[DATA LINES start]

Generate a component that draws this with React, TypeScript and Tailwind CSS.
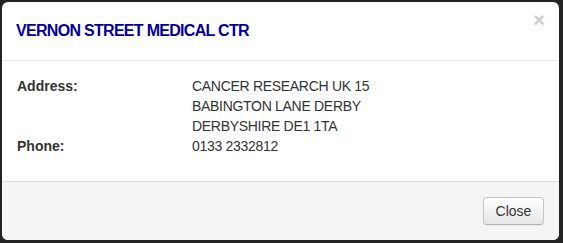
import React from "react";

export default function App() {
  const font = { fontFamily: '"Liberation Sans", Arial, sans-serif' };
  return (
    <div className="w-[563px] h-[243px] bg-[#232323] pt-[2px] pl-[2px] overflow-hidden" style={font}>
      <div className="w-[557px] h-[238px] bg-white rounded-[6px] flex flex-col overflow-hidden">
        <div className="h-[59px] border-b border-[#e5e5e5] flex justify-between items-start shrink-0">
          <h3 className="pl-[14px] pt-[19px] text-[16px] leading-[20px] font-bold tracking-[-0.7px] text-[#000099]">
            VERNON STREET MEDICAL CTR
          </h3>
          <span className="pr-[14px] pt-[8px] text-[20px] leading-[20px] font-bold text-black opacity-20">
            ×
          </span>
        </div>
        <div className="flex-1 pt-[15px] text-[14px] leading-[20px] text-[#333] tracking-[-0.3px]">
          <div className="flex">
            <div className="w-[190px] pl-[15px] font-bold shrink-0 tracking-normal">Address:</div>
            <div>
              <div>CANCER RESEARCH UK 15</div>
              <div>BABINGTON LANE DERBY</div>
              <div>DERBYSHIRE DE1 1TA</div>
            </div>
          </div>
          <div className="flex">
            <div className="w-[190px] pl-[15px] font-bold shrink-0 tracking-normal">Phone:</div>
            <div>0133 2332812</div>
          </div>
        </div>
        <div className="h-[59px] border-t border-[#ddd] bg-[#f5f5f5] flex justify-end items-start pt-[15px] pr-[15px] shrink-0">
          <button className="w-[61px] h-[28px] rounded-[4px] border border-[#c5c5c5] border-b-[#b3b3b3] bg-gradient-to-b from-white to-[#e6e6e6] text-[14px] leading-[20px] text-[#333] shadow-[inset_0_1px_0_rgba(255,255,255,0.2),0_1px_2px_rgba(0,0,0,0.05)]">
            Close
          </button>
        </div>
      </div>
    </div>
  );
}
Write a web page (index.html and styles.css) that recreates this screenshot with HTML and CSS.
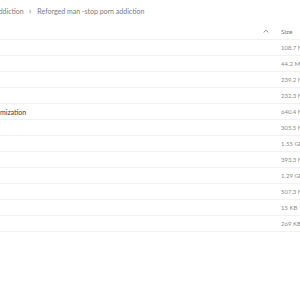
FILE: index.html
```html
<!DOCTYPE html>
<html lang="en">
	<head>
		<meta charset="UTF-8" />
		<meta name="viewport" content="width=device-width, initial-scale=1.0" />
		<title>Files</title>
		<link rel="stylesheet" href="styles.css">
	</head>
	<body>
		<div class="breadcrumb">
			<span class="crumb first">Addiction</span>
			<span class="sep">&#8250;</span>
			<span class="crumb">Reforged man -stop porn addiction</span>
		</div>

		<div class="file-list">
			<div class="row head">
				<div class="name"></div>
				<div class="sort">
					<svg width="6" height="4" viewBox="0 0 6 4"><path d="M0.8 3.4 L3 1.2 L5.2 3.4" fill="none" stroke="#8a8a8a" stroke-width="1"/></svg>
				</div>
				<div class="size">Size</div>
			</div>
			<div class="row"><div class="name"></div><div class="sort"></div><div class="size">108.7 MB</div></div>
			<div class="row"><div class="name"></div><div class="sort"></div><div class="size">44.2 MB</div></div>
			<div class="row"><div class="name"></div><div class="sort"></div><div class="size">239.2 MB</div></div>
			<div class="row"><div class="name"></div><div class="sort"></div><div class="size">232.3 MB</div></div>
			<div class="row"><div class="name">mization</div><div class="sort"></div><div class="size">640.4 MB</div></div>
			<div class="row"><div class="name"></div><div class="sort"></div><div class="size">305.5 MB</div></div>
			<div class="row"><div class="name"></div><div class="sort"></div><div class="size">1.55 GB</div></div>
			<div class="row"><div class="name"></div><div class="sort"></div><div class="size">393.3 MB</div></div>
			<div class="row"><div class="name"></div><div class="sort"></div><div class="size">1.29 GB</div></div>
			<div class="row"><div class="name"></div><div class="sort"></div><div class="size">507.3 MB</div></div>
			<div class="row"><div class="name"></div><div class="sort"></div><div class="size">15 KB</div></div>
			<div class="row"><div class="name"></div><div class="sort"></div><div class="size">269 KB</div></div>
		</div>
	</body>
</html>
```

FILE: styles.css
```css
/* General styling */
body {
	font-family: Lato, "Liberation Sans", sans-serif;
	margin: 0;
	padding: 0;
	width: 300px;
	height: 300px;
	overflow: hidden;
	background-color: #fff;
	color: #444;
}

/* Breadcrumb */
.breadcrumb {
	display: flex;
	align-items: center;
	height: 21px;
	margin-left: -6px;
	font-size: 7px;
	color: #7a7a7a;
	white-space: nowrap;
}
.sep {
	margin: 0 6px 0 5px;
	font-size: 9px;
	font-weight: bold;
	color: #9a9a9a;
}

/* File list */
.file-list {
	width: 100%;
}
.row {
	display: flex;
	align-items: center;
	height: 16px;
	border-bottom: 1px solid #f1f1f1;
	box-sizing: border-box;
	white-space: nowrap;
}
.row.head {
	height: 19px;
	padding-top: 2px;
}
.name {
	flex: 1;
	font-size: 7px;
	color: #3a3a3a;
	overflow: hidden;
}
.sort {
	width: 18px;
	display: flex;
	align-items: center;
}
.size {
	width: 19px;
	font-size: 6px;
	color: #8c8c8c;
	overflow: visible;
}
.row.head .size {
	font-size: 6.5px;
	color: #777;
}
```
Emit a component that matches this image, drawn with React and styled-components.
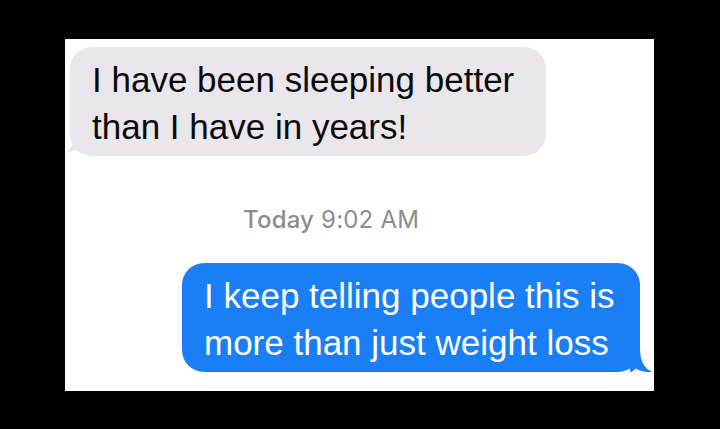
import React from 'react';
import styled, { createGlobalStyle } from 'styled-components';

const GlobalStyle = createGlobalStyle`
    body {
        margin: 0;
        background: #000;
    }
`;

const messages = [
    { id: 1, fromMe: false, text: 'I have been sleeping better than I have in years!', width: 476 },
    { id: 2, stamp: true },
    { id: 3, fromMe: true, text: 'I keep telling people this is more than just weight loss', width: 458 },
];

export default function App() {
    return (
        <>
            <GlobalStyle />
            <Screen>
                <Thread>
                    {messages.map(m =>
                        m.stamp ? (
                            <Stamp key={m.id}>
                                <strong>Today</strong> 9:02 AM
                            </Stamp>
                        ) : (
                            <Row key={m.id} fromMe={m.fromMe}>
                                <Bubble fromMe={m.fromMe} style={{ width: m.width }}>
                                    {m.text}
                                    <Tail fromMe={m.fromMe} />
                                </Bubble>
                            </Row>
                        )
                    )}
                </Thread>
            </Screen>
        </>
    );
}

function Tail({ fromMe }) {
    // little curl at the bottom corner, mirrored for incoming messages
    return (
        <TailSvg fromMe={fromMe} width="22" height="24" viewBox="0 0 22 24">
            <path
                d="M0 0 H10 C10 13 14 20 22 24 C16 24.6 10 23 6 20.5 C4 22.4 2 24 0 24 Z"
                fill={fromMe ? '#1a7ef6' : '#e9e7ec'}
            />
        </TailSvg>
    );
}

const Screen = styled.div`
    width: 720px;
    height: 429px;
    box-sizing: border-box;
    padding: 39px 0 0 65px;
`;

const Thread = styled.div`
    width: 589px;
    height: 352px;
    box-sizing: border-box;
    background: #fff;
    display: flex;
    flex-direction: column;
    padding: 8px 14px 0 5px;
    overflow: hidden;
`;

const Row = styled.div.withConfig({ shouldForwardProp: p => p !== 'fromMe' })`
    display: flex;
    justify-content: ${p => (p.fromMe ? 'flex-end' : 'flex-start')};
    margin-top: ${p => (p.fromMe ? '33px' : '0')};
`;

const Bubble = styled.div.withConfig({ shouldForwardProp: p => p !== 'fromMe' })`
    position: relative;
    box-sizing: border-box;
    padding: 9px 22px 6px;
    border-radius: 22px;
    background: ${p => (p.fromMe ? '#1a7ef6' : '#e9e7ec')};
    color: ${p => (p.fromMe ? '#fff' : '#0a0a0a')};
    font-family: "Liberation Sans", Arial, sans-serif;
    font-size: 35px;
    line-height: 47px;
`;

const TailSvg = styled.svg.withConfig({ shouldForwardProp: p => p !== 'fromMe' })`
    position: absolute;
    bottom: 0;
    ${p => (p.fromMe ? 'right: -12px;' : 'left: -4px; transform: scaleX(-1); width: 14px;')}
`;

const Stamp = styled.div`
    margin-top: 53px;
    padding-right: 48px;
    text-align: center;
    font-family: Inter, "Liberation Sans", sans-serif;
    font-size: 24px;
    line-height: 21px;
    letter-spacing: 0.2px;
    color: #8b8b90;

    strong {
        font-weight: 500;
    }
`;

[DATA LINES end]

Look for lines containing the string "styled" and copy them all.

▶ TASK OUTPUT
Emit a component that matches this image, drawn with React and styled-components.
import styled, { createGlobalStyle } from 'styled-components';
const Screen = styled.div`
const Thread = styled.div`
const Row = styled.div.withConfig({ shouldForwardProp: p => p !== 'fromMe' })`
const Bubble = styled.div.withConfig({ shouldForwardProp: p => p !== 'fromMe' })`
const TailSvg = styled.svg.withConfig({ shouldForwardProp: p => p !== 'fromMe' })`
const Stamp = styled.div`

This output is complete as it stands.